Not exact same issue as here but had an odd one on a KA31 long ago where it would 1/2 post and halt, tried all types of hardware thinking it was something I installed but same thing. Took socketed eeprom out and read it, appeared fine, try to reprogram it and the programming halted on error writing at a point about 2/3 down, in a non-code area but had some data. It was a 4k block that was bad and would not take a write, so programmed a different prom chip and it worked.
Even though the bios had not got to the near end of most POST of the typical "updating escd" part, it was reading corrupt data somewhere before that. I figured it was for the ESCD area like you say, all the other code (main and boot block) looked good.

Hi kmeaw,

Thanks for another detailed BIOS analysis!
I thought I understood most of the inner workings of the socket 3/5/7 Award BIOS, but obviously my PnP knowledge was lacking. 😉
So I have been brushing-up on my PnP knowledge and I could now follow your PnP-init story without problem. However, it is hard to see if and how the CPU would hang on this PnP code if all but the videocard is removed.

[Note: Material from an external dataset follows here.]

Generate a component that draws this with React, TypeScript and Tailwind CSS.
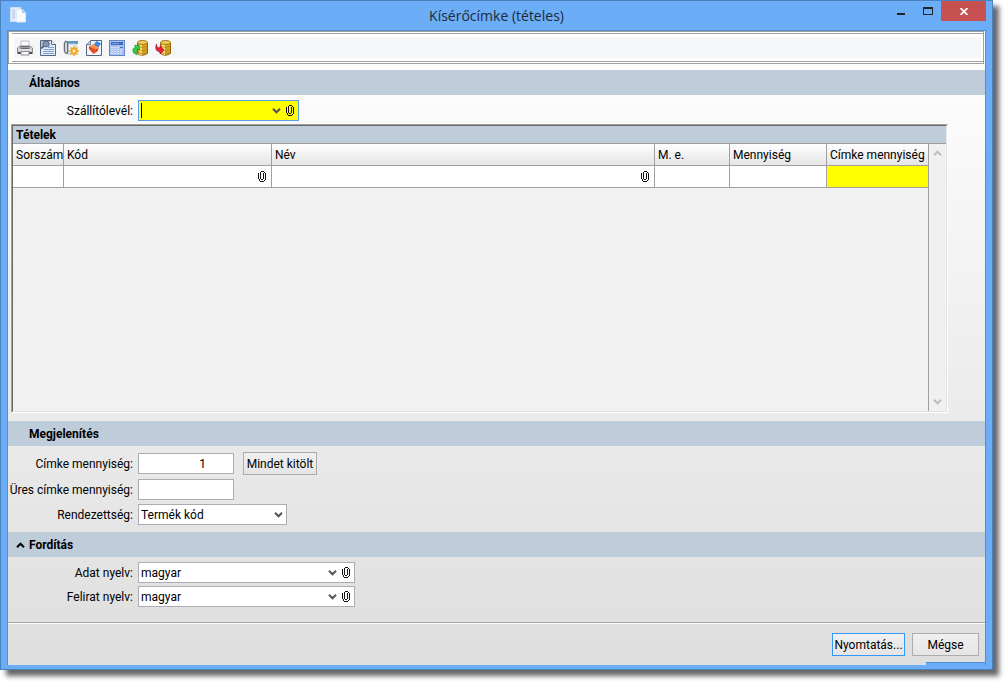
import React, { useState } from 'react';
import clsx from 'clsx';

const Chevron = ({ up = false, className = '' }) => (
  <svg width="9" height="6" viewBox="0 0 9 6" aria-hidden="true" className={clsx('shrink-0 pointer-events-none', up && 'rotate-180', className)}>
    <path d="M1 .8 4.500 4.300 8 .8" fill="none" stroke="currentColor" strokeWidth="2" />
  </svg>
);

const Clip = () => (
  <svg width="8" height="11" viewBox="0 0 8 11" aria-hidden="true" className="block">
    <path
      d="M.5 2V8M1.5 8V10M2 10.500H6M6.500 10V8.500M7.500 9V2M6.500 2V1M6 .5H3M2.500 1V8M3 8.500H5M5.500 8V2"
      fill="none"
      stroke="#111"
      shapeRendering="crispEdges"
    />
  </svg>
);

const ClipButton = () => (
  <button type="button" aria-label="Keresés" className="shrink-0">
    <Clip />
  </button>
);

const PageIcon = () => (
  <svg width="16" height="16" viewBox="0 0 16 16" aria-hidden="true">
    <path d="M.5.5h10v14H.5z" fill="#e4edf8" stroke="#cfdff2" />
    <path d="M2 3h3M2 5h3M2 7h3M2 9h3M2 11h3" stroke="#b4c8e2" />
    <path d="M6.500 2.500h6l3 3v9.500h-9z" fill="#f8fcff" stroke="#dcecf4" />
    <path d="M12.500 2.500v3h3" fill="#b9dcf0" stroke="#9cc8e4" />
  </svg>
);

const PrinterIcon = () => (
  <svg width="16" height="16" viewBox="0 0 16 16">
    <path d="M4 1h8v6H4z" fill="#fafafa" stroke="#c0c0c0" />
    <path d="M.500 8 3 6h10l2.500 2v5.500H.500z" fill="#c9cccf" stroke="#8a8c8f" />
    <path d="M3.500 6h9v3h-9z" fill="#6b6d70" />
    <path d="M4 7.500h8" stroke="#9a9c9f" />
    <path d="M1.500 9.500h13v1h-13z" fill="#f4f4f4" />
    <path d="M1 12h3v2H1zM12 12h3v2h-3z" fill="#4b4d50" />
    <path d="M4 11.500h8V15H4z" fill="#fafafa" stroke="#8d8d8d" />
  </svg>
);

const PreviewIcon = () => (
  <svg width="16" height="16" viewBox="0 0 16 16">
    <path d="M.5.5h11l4 4v11H.5z" fill="#e4edfa" stroke="#56677f" />
    <path d="M11.500.500v4h4" fill="#fff" stroke="#56677f" />
    <path d="M8 7.500h6M4 9.500h10M3 11.500h11M3 13.500h11" stroke="#7da2d6" />
    <path d="M1 1h9v6H1z" fill="#b4c0d6" />
    <circle cx="6" cy="4" r="3" fill="#8796b4" stroke="#5c6b88" />
    <path d="M4 6 1 8.500" stroke="#5c6b88" strokeWidth="2" />
  </svg>
);

const SetupIcon = () => (
  <svg width="16" height="16" viewBox="0 0 16 16">
    <path d="M5 1h10v3H5z" fill="#5d9cc4" />
    <path d="M5 4h8v10H5z" fill="#e9f1f6" stroke="#b6cbd8" />
    <path d="M1.500 3v8M4.500 2v11M1.500 3Q3 .500 4.500 2M1.500 11Q3 14.500 4.500 13" fill="none" stroke="#6b7178" strokeWidth="1.500" />
    <circle cx="11" cy="11" r="2.500" fill="#fff3c4" stroke="#f0a828" strokeWidth="2" />
    <path d="M11 6v2M11 14v2M6 11h2M14 11h2M7.500 7.500 9 9M13 13l1.500 1.500M14.500 7.500 13 9M9 13l-1.500 1.500" stroke="#f0a828" strokeWidth="1.500" />
  </svg>
);

const EraserIcon = () => (
  <svg width="16" height="16" viewBox="0 0 16 16">
    <path d="M4.500.500h11v15H.500v-11z" fill="#eef4fc" stroke="#55657c" />
    <path d="M.500 4.500h4v-4" fill="#b8cbe4" stroke="#6f86a6" />
    <path d="M10.500 1 15 3.500 12 8 7.500 5z" fill="#3d86dc" />
    <path d="M3 6l4.500-2 5.500 4-3 1.500z" fill="#ff9444" />
    <path d="M3 6l7 3.500L7.500 14 3 9z" fill="#e84a1c" />
    <path d="M10 9.500l3-1.500-2 3.500L7.500 14z" fill="#c83410" />
  </svg>
);

const CalculatorIcon = () => (
  <svg width="16" height="16" viewBox="0 0 16 16" shapeRendering="crispEdges">
    <path d="M.500.500h15v15H.500z" fill="#a9c3ee" stroke="#6486c8" />
    <path d="M2 2h12v3H2z" fill="#3f6cc0" />
    <path d="M3 3h7v1H3z" fill="#7da0e0" />
    <path d="M2 7.500h12M2 9.500h12M2 11.500h12M2 13.500h12" stroke="#d6e3fa" strokeDasharray="2 1" />
    <path d="M11 7h3v1h-3z" fill="#3f6cc0" />
  </svg>
);

const Coins = () => (
  <>
    <path d="M5.500 2.500v11Q10 17 15.500 13.500v-11z" fill="#d6a024" stroke="#93690f" />
    <path d="M7 4v10l3 1V4z" fill="#fbe07a" />
    <path d="M6 6.500q4.500 2 9 0M6 9.500q4.500 2 9 0M6 12.500q4.500 2 9 0" fill="none" stroke="#b8861a" strokeWidth=".8" />
    <ellipse cx="10.500" cy="2.500" rx="5" ry="2" fill="#f3cc5a" stroke="#a2761a" />
  </>
);

const LoadIcon = () => (
  <svg width="16" height="16" viewBox="0 0 16 16">
    <Coins />
    <path d="M2.500 5.500 7 5l.500 5-1.800-1.200Q3.500 11 5 14.500 1 14 .800 10.500.800 8 3.500 7z" fill="#2fd03c" stroke="#1b8f2a" strokeWidth=".7" />
  </svg>
);

const SaveIcon = () => (
  <svg width="16" height="16" viewBox="0 0 16 16">
    <Coins />
    <path d="M1.500 4Q1 7.500 5 8V6l4 4-4 4v-2Q-1 11 1.500 4z" fill="#ee2038" stroke="#a81028" strokeWidth=".7" />
  </svg>
);

const TOOLS = [
  { label: 'Nyomtatás', Icon: PrinterIcon },
  { label: 'Előnézet', Icon: PreviewIcon },
  { label: 'Beállítások', Icon: SetupIcon },
  { label: 'Törlés', Icon: EraserIcon },
  { label: 'Számológép', Icon: CalculatorIcon },
  { label: 'Betöltés', Icon: LoadIcon },
  { label: 'Mentés', Icon: SaveIcon },
];

const COLUMNS = ['Sorszám', 'Kód', 'Név', 'M. e.', 'Mennyiség', 'Címke mennyiség'];

const fieldBox = 'flex items-center h-[21px] border border-[#abadb3] bg-white';
const buttonBox = 'h-[23px] border bg-linear-to-b from-[#f0f0f0] to-[#e5e5e5] whitespace-nowrap';

function Row({ id, label, children }) {
  return (
    <div className="flex items-center gap-[5px]">
      <label htmlFor={id} className="w-[125px] shrink-0 flex justify-end whitespace-nowrap">
        {label}
      </label>
      {children}
    </div>
  );
}

function Section({ children }) {
  return <h2 className="h-[25px] shrink-0 flex items-center pl-[21px] bg-[#bfccd9] font-bold">{children}</h2>;
}

function Language({ id, label }) {
  return (
    <Row id={id} label={label}>
      <div className={clsx(fieldBox, 'w-[217px] pr-1')}>
        <select id={id} className="flex-1 appearance-none outline-none pl-[2px]">
          <option>magyar</option>
        </select>
        <Chevron className="text-[#555] mr-[5px]" />
        <ClipButton />
      </div>
    </Row>
  );
}

export default function App() {
  const [count, setCount] = useState('1');
  const [open, setOpen] = useState(true);

  return (
    <div className="min-h-screen flex bg-white pr-3 pb-3 text-xs text-black font-[Roboto,'Open_Sans',sans-serif]">
      <div className="flex-1 min-w-0 flex flex-col border border-[#4a82c0] bg-[#6badf6] shadow-[6px_6px_5px_rgba(0,0,0,0.6)]">
        <header className="h-[29px] shrink-0 grid grid-cols-[1fr_auto_1fr] px-[6px]">
          <div className="pt-[6px] pl-[3px]">
            <PageIcon />
          </div>
          <h1 className="text-sm leading-[29px] text-[#1f2a38] font-['Open_Sans','Noto_Sans',sans-serif]">Kísérőcímke (tételes)</h1>
          <div className="flex justify-end items-start">
            <button type="button" aria-label="Kis méret" className="w-[27px] h-5 flex justify-center items-center">
              <span className="w-2 h-0.5 mt-1.5 bg-[#222]" />
            </button>
            <button type="button" aria-label="Teljes méret" className="w-[27px] h-5 flex justify-center items-center">
              <span className="w-2.5 h-2 border border-t-2 border-[#222]" />
            </button>
            <button type="button" aria-label="Bezárás" className="w-[45px] h-5 flex justify-center items-center bg-[#c75050]">
              <svg width="8" height="7" viewBox="0 0 8 7">
                <path d="M.5 0l7 7M7.500 0l-7 7" stroke="#fff" strokeWidth="1.700" />
              </svg>
            </button>
          </div>
        </header>

        <main className="relative flex-1 flex flex-col mx-[6px] mb-1 border border-b-0 border-[#4f8fd8] bg-linear-to-b from-white to-[#dedede]">
          <div className="shrink-0 mr-px border border-[#a0a0a0] bg-white py-px pl-[3px]">
            <div className="border-y border-[#a0a0a0] py-[3px] px-0.5">
              <div role="toolbar" className="flex items-center gap-[7px] h-[21px] pl-[3px] bg-[#f4f6f8]">
                {TOOLS.map(({ label, Icon }) => (
                  <button key={label} type="button" aria-label={label}>
                    <Icon />
                  </button>
                ))}
              </div>
            </div>
          </div>

          <div className="h-1.5 shrink-0" />
          <Section>Általános</Section>
          <div className="pt-[5px] pb-[3px]">
            <Row id="delivery" label="Szállítólevél:">
              <div className="flex items-center h-[21px] w-[161px] border border-[#569de5] bg-[#ffff00] pl-0.5 pr-1">
                <span className="w-px h-[15px] bg-black" />
                <input id="delivery" type="text" className="flex-1 min-w-0 outline-none" />
                <button type="button" aria-label="Lista" className="mr-[5px]">
                  <Chevron className="text-[#555]" />
                </button>
                <ClipButton />
              </div>
            </Row>
          </div>

          <section className="flex-1 flex flex-col ml-[3px] mr-[37px] mb-2 border border-t-[#a0a0a0] border-l-[#a0a0a0] border-r-white border-b-white">
            <div className="flex-1 flex flex-col border border-t-[#696969] border-l-[#696969] border-r-[#e3e3e3] border-b-[#e3e3e3] bg-[#f1f1f1]">
              <h3 className="h-[18px] flex items-center pl-[3px] border-b border-[#a0a0a0] bg-[#bfccd9] font-bold">Tételek</h3>
              <div className="flex-1 flex">
                <div className="flex-1 border-r border-[#a0a0a0]">
                  <table className="w-full table-fixed border-separate border-spacing-0">
                    <colgroup>
                      <col className="w-[51px]" />
                      <col className="w-[208px]" />
                      <col />
                      <col className="w-[75px]" />
                      <col className="w-[97px]" />
                      <col className="w-[101px]" />
                    </colgroup>
                    <thead>
                      <tr className="h-[22px] bg-linear-to-b from-white to-[#e4e4e4]">
                        {COLUMNS.map((name) => (
                          <th key={name} className="border-r border-b last:border-r-0 border-[#a0a0a0] p-0 pl-[3px] text-left font-normal whitespace-nowrap">
                            {name}
                          </th>
                        ))}
                      </tr>
                    </thead>
                    <tbody>
                      <tr className="h-[22px] bg-white">
                        {COLUMNS.map((name, i) => (
                          <td key={name} className={clsx('border-r border-b last:border-r-0 border-[#a0a0a0] p-0', i === 5 && 'bg-[#ffff00]')}>
                            {(i === 1 || i === 2) && (
                              <div className="flex justify-end pr-[5px]">
                                <ClipButton />
                              </div>
                            )}
                          </td>
                        ))}
                      </tr>
                    </tbody>
                  </table>
                </div>
                <div className="w-[17px] flex flex-col justify-between items-center py-1.5 bg-[#f0f0f0] text-[#bdbdbd]">
                  <Chevron up />
                  <Chevron />
                </div>
              </div>
            </div>
          </section>

          <Section>Megjelenítés</Section>
          <div className="flex flex-col gap-1 pt-1.5 pb-[7px]">
            <Row id="count" label="Címke mennyiség:">
              <input
                id="count"
                type="text"
                value={count}
                onChange={(e) => setCount(e.target.value)}
                className={clsx(fieldBox, 'w-24 pr-[27px] text-right outline-none')}
              />
              <button type="button" className={clsx(buttonBox, 'w-[74px] ml-1 border-[#acacac]')}>
                Mindet kitölt
              </button>
            </Row>
            <Row id="empty" label="Üres címke mennyiség:">
              <input id="empty" type="text" className={clsx(fieldBox, 'w-24 px-1 outline-none')} />
            </Row>
            <Row id="order" label="Rendezettség:">
              <div className={clsx(fieldBox, 'w-[149px] pr-[3px]')}>
                <select id="order" className="flex-1 appearance-none outline-none pl-[2px]">
                  <option>Termék kód</option>
                </select>
                <Chevron className="text-[#555]" />
              </div>
            </Row>
          </div>

          <h2 className="h-[25px] shrink-0 bg-[#bfccd9] font-bold">
            <button type="button" onClick={() => setOpen(!open)} className="h-full flex items-center gap-1 pl-2">
              <Chevron up={open} />
              Fordítás
            </button>
          </h2>
          {open && (
            <div className="flex flex-col gap-[3px] pt-[5px] pb-[15px]">
              <Language id="data-lang" label="Adat nyelv:" />
              <Language id="caption-lang" label="Felirat nyelv:" />
            </div>
          )}

          <footer className="border-t border-[#a0a0a0]">
            <div className="flex justify-end gap-[7px] border-t border-white pt-[9px] pb-[9px] pr-[6px]">
              <button type="button" className={clsx(buttonBox, 'w-[73px] border-[#3399ff]')}>
                Nyomtatás...
              </button>
              <button type="button" className={clsx(buttonBox, 'w-[67px] border-[#acacac]')}>
                Mégse
              </button>
            </div>
          </footer>
          {/* resize corner of the frame */}
          <div className="absolute right-0 bottom-0 w-[59px] h-[3px] border-t border-[#4f8fd8] bg-[#6badf6]" />
        </main>
      </div>
    </div>
  );
}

I get the feeling that the BIOS hang is more likely to happen near the end of POST_B were you indicated another “risky” function at E000:4C90 about resource allocation and updating the ESCD block in the BIOS flashchip.
Because OP already cleared the CMOS data, the BIOS will now boot with its Setup defaults. For “PNP OS Installed” this is ”No” so the BIOS will try to enumerate all PnP devices, and not leave this task to the OS. The “Force Updating ESCD” is obviously Disabled by default, and I’ve found the “Resources Controlled By” option defaults to “Manual”.
This causes the assignment of IRQ’s 3, 4, 14, and 15 to be set at “Legacy ISA” so they will not be shared by PnP. All other IRQ’s and all DMA channels default to “PCI/ISA PnP” so those are available for the PnP init and resources allocation routines.

I assume the resources allocation function has to read the ESCD data to check if an update is required. So my main focus will be to find-out what this function does when the ESCD data is missing or corrupted.

@Horun, thanks for adding your experience with a similar BIOS hang because of a bad block in the flashchip at the location of the ESCD. Got me thinking if it is the same with this Titanium IIIB board. I know from the OP that he was testing various CPUs and just installed a K6-2/500 that ran fine at the BIOS’s default 175MHz speed (= x3.5 / 50MHz after changing to a K6). But when he changed the FSB and multiplier setting in the BIOS to x6.0 / 66MHz to run the K6-2 at 400MHz and rebooted, the fault occurred.
With each CPU change, the ESCD block has to be updated so maybe his flashchip was at its write limit as well. Who knows…

@GeorgeMan, this will be a tough one to solve, but we will try.

Cheers, Jan

I've been thoroughly reading your replies and enjoying your knowledge.
There is no rush, we 'll do whatever we can to solve it. 😀 But I definitely cannot desolder the BIOS chip and/or program it or another one externally.

I also want to add that the "no signal" occured right after the last time it POSTed. I mean, it POSTed normally, then got to the final POST information screen and right after that, "no signal" and never got a signal again.
It did not occur after a power-up or saving changes and restart etc. Ie: I was able to see it just once to operate and report K6-2@400MHz and right after that, the problem occured.

You still can try the bootblock trick - https://youtu.be/45UQ8Y8rl4s?t=527

As it happens, I just wrote something about it, I put a couple of images, which show which pins to connect, but I don't know if the chip is different, if the pins change.
Re: Test and troubleshoot PC@LIVE motherboards

Success!

Thanks to everyone who helped or even tried to help! 😁

I installed an ISA GPU, shorted the last 2 data pins of the soldered small BIOS chip while powering up the system, and I was able to see the bootblock screen! So the whole analysis was spot on!
I then loaded a boot floppy, reflashed the (modded) BIOS successfully and right after that I had a working board.

GeorgeMan wrote on 2024-10-23, 17:02:

Success! […]
Show full quote

Success!

Thanks to everyone who helped or even tried to help! 😁

I installed an ISA GPU, shorted the last 2 data pins of the soldered small BIOS chip while powering up the system, and I was able to see the bootblock screen! So the whole analysis was spot on!
I then loaded a boot floppy, reflashed the (modded) BIOS successfully and right after that I had a working board.

Hi GeorgeMan,

Wow, this is great news!!
I’m happy to hear that this risky procedure paid off. 😀

Seeing that you used Uniflash and flashed INCLUDING bootblock, the ESCD and DMI blocks were erased as well. It is still a guess, but if the corruption was in the ESCD block, this action will have cleared it away.

I hope this very nice Titanium IIIB keeps working fine now, but if this problem should re-occur, it may be a good idea to relax the memory timing a bit or use 75MHz FSB as maximum.
BIOS code runs from shadow RAM, so it is sensitive to fast RAM timings too.

Cheers, Jan

Yes it seems unstable even at the most relaxed settings but maybe the culprit is the old RAM DIMM I used. I'll have to fiddle more with hardware and settings, but that's fun now that the board is back to life!
Oh and thank you for making this possible in the first place due to BIOS modding!
Now that's confirmed that it works maybe you'd want to add it to your website too.